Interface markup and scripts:
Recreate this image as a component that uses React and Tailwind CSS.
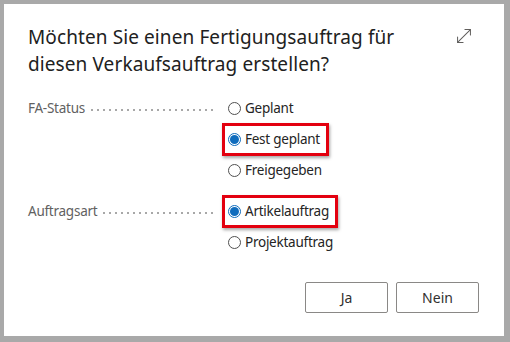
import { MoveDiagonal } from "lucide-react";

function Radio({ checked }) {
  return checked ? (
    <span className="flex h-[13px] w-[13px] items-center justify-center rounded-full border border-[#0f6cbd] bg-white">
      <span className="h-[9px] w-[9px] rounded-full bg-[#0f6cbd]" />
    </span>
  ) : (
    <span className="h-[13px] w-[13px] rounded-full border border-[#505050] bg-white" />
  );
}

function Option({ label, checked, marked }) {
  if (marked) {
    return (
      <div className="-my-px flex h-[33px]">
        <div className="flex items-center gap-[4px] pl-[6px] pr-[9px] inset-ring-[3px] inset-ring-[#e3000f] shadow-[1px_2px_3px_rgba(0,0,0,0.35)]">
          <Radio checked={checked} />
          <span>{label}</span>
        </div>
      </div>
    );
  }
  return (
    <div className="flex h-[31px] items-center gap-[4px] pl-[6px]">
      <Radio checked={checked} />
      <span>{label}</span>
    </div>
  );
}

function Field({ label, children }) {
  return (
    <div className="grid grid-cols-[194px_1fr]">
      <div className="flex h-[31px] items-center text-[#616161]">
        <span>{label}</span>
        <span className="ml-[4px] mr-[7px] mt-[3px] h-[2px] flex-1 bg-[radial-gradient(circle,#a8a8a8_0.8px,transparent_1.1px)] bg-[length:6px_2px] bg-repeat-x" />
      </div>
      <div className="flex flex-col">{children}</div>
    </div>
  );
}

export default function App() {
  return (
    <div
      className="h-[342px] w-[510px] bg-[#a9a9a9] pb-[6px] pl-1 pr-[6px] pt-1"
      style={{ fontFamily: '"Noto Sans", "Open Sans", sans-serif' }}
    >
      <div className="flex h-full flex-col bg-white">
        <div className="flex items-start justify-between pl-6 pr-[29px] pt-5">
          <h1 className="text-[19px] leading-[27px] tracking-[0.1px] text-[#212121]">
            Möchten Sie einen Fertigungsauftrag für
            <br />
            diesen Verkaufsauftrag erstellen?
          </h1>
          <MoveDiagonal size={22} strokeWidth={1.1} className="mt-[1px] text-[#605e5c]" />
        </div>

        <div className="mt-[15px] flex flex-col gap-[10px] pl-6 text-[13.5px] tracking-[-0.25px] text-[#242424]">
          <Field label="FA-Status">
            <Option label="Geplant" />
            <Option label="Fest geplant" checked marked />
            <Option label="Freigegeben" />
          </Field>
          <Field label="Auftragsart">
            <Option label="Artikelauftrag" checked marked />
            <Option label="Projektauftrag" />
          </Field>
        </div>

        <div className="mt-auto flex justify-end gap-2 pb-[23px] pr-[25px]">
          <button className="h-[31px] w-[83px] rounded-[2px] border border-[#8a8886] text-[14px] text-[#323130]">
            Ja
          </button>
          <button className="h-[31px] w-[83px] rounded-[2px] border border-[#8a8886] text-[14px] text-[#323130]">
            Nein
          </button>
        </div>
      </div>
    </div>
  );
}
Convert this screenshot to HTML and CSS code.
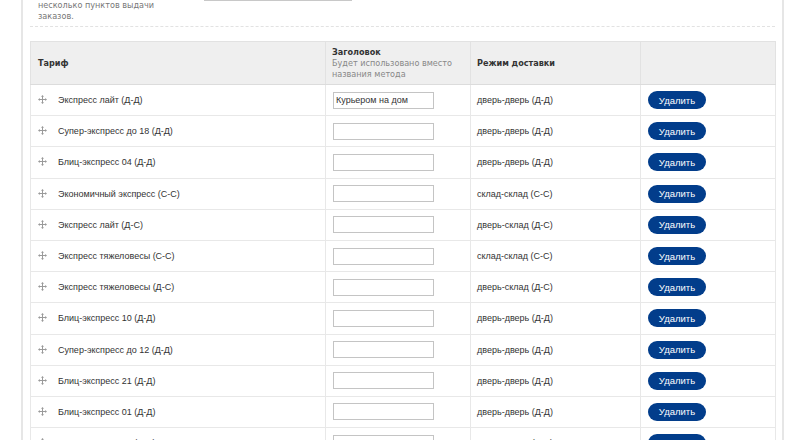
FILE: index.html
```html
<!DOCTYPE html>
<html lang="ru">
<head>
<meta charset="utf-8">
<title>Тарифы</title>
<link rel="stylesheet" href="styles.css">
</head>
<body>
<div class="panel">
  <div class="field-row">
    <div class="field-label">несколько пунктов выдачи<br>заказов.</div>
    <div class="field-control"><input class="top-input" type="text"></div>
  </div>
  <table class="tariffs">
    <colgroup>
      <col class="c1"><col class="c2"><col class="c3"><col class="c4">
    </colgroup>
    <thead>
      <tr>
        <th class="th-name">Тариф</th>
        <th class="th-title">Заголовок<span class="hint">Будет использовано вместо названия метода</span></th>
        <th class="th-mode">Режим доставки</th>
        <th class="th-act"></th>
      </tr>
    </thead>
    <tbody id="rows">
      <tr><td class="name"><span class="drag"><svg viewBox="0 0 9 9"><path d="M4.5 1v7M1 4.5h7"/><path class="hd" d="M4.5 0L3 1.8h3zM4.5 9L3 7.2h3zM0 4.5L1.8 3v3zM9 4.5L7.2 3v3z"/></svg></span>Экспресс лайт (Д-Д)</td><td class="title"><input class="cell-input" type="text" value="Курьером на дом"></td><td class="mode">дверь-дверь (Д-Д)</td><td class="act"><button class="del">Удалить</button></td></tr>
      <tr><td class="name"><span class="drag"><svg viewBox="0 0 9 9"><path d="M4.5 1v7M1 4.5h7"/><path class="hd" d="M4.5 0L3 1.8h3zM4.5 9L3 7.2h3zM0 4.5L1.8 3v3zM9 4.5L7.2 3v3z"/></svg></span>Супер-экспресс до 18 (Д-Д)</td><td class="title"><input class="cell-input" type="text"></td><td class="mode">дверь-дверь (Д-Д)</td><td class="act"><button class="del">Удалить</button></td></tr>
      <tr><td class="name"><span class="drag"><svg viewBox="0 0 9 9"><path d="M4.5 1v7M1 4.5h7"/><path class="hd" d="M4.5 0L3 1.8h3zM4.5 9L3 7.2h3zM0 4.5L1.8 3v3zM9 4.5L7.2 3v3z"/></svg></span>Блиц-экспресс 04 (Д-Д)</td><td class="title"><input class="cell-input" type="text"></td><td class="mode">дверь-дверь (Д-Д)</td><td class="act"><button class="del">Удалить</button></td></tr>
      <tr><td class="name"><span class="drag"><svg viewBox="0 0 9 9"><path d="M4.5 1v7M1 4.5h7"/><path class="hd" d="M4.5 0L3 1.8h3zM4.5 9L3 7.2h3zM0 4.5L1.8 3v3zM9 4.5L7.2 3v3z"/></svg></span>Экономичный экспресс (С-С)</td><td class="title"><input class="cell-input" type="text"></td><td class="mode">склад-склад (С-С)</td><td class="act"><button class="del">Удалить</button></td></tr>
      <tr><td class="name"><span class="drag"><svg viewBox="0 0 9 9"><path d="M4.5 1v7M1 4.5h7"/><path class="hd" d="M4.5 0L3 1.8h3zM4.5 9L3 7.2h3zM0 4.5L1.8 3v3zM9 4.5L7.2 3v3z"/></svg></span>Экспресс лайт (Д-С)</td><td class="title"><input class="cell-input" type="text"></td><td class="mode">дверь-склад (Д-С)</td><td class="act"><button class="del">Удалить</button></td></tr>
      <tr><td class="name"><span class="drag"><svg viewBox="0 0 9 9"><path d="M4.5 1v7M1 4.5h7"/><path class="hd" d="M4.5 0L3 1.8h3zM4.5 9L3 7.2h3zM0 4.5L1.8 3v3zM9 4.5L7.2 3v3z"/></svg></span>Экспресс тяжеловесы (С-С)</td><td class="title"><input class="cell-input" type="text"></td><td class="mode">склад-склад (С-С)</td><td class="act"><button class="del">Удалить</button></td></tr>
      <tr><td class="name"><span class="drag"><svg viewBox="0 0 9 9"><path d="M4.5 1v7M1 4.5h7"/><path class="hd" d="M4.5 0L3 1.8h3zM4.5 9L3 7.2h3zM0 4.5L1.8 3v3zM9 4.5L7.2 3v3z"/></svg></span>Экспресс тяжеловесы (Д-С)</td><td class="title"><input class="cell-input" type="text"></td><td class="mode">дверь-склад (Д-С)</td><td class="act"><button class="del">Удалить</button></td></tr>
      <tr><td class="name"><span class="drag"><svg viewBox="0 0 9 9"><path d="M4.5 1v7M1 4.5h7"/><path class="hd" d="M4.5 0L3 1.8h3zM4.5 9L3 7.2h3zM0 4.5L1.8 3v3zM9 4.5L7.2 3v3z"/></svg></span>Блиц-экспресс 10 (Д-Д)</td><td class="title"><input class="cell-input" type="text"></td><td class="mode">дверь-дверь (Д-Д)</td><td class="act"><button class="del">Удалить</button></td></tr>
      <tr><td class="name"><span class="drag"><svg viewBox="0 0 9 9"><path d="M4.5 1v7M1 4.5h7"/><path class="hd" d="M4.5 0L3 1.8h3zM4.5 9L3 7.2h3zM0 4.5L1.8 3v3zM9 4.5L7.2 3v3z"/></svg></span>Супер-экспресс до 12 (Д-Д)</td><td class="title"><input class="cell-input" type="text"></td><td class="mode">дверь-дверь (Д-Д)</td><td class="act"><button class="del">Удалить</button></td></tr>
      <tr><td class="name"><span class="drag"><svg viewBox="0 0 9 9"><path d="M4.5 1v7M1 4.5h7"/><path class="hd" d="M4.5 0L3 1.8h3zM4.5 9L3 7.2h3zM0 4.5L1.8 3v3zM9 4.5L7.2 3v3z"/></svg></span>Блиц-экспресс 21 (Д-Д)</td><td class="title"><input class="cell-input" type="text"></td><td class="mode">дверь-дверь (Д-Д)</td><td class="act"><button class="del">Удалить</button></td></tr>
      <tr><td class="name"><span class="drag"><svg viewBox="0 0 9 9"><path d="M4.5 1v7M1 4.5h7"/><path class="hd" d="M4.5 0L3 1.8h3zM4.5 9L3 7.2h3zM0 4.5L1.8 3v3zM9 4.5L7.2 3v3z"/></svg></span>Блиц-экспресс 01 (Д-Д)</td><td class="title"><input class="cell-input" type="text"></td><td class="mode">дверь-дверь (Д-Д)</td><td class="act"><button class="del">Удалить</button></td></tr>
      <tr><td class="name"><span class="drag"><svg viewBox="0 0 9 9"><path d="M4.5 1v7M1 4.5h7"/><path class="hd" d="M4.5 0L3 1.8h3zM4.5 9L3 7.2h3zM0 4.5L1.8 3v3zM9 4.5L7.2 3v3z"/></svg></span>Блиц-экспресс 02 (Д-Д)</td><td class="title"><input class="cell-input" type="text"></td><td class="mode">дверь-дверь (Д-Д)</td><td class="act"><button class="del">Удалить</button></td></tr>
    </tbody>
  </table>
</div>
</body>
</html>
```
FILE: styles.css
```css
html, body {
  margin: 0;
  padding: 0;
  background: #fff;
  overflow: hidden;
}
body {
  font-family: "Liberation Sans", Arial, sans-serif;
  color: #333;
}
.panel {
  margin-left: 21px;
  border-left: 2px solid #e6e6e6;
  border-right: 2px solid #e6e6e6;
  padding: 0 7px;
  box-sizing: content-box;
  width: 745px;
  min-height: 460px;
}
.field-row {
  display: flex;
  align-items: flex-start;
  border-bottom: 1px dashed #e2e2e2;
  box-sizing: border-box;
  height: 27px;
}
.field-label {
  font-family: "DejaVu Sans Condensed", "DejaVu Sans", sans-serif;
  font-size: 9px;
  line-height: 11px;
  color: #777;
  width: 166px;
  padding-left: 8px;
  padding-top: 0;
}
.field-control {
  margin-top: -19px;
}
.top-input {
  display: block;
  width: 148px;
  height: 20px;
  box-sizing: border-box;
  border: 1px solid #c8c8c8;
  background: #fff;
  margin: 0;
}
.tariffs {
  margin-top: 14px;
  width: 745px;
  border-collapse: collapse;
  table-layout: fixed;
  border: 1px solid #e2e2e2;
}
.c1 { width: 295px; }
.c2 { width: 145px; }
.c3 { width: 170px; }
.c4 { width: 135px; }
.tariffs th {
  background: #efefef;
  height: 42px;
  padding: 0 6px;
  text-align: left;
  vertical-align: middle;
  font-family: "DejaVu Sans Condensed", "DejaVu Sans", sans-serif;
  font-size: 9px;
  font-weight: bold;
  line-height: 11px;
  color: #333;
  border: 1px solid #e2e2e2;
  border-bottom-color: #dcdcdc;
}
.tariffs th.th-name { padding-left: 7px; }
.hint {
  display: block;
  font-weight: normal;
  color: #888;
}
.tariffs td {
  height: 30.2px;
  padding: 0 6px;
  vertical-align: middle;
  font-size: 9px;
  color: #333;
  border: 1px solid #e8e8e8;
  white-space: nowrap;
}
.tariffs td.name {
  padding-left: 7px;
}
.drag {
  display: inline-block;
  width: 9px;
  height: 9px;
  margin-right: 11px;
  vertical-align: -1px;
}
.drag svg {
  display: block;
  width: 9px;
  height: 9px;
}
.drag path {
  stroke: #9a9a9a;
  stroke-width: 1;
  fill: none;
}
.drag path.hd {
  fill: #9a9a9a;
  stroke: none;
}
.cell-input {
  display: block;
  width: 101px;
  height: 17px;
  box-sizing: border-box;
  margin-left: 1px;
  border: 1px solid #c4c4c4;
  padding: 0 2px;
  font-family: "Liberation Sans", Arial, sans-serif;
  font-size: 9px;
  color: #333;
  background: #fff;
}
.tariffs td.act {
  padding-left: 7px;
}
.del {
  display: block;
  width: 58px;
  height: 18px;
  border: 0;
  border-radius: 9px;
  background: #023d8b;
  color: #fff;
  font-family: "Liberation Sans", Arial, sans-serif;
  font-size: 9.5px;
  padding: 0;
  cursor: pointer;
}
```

*What is required*
Identify the lines in the entries that hold "this" and return each one.

*Solution below*
Recreate this image as a component that uses React and Tailwind CSS.
Convert this screenshot to HTML and CSS code.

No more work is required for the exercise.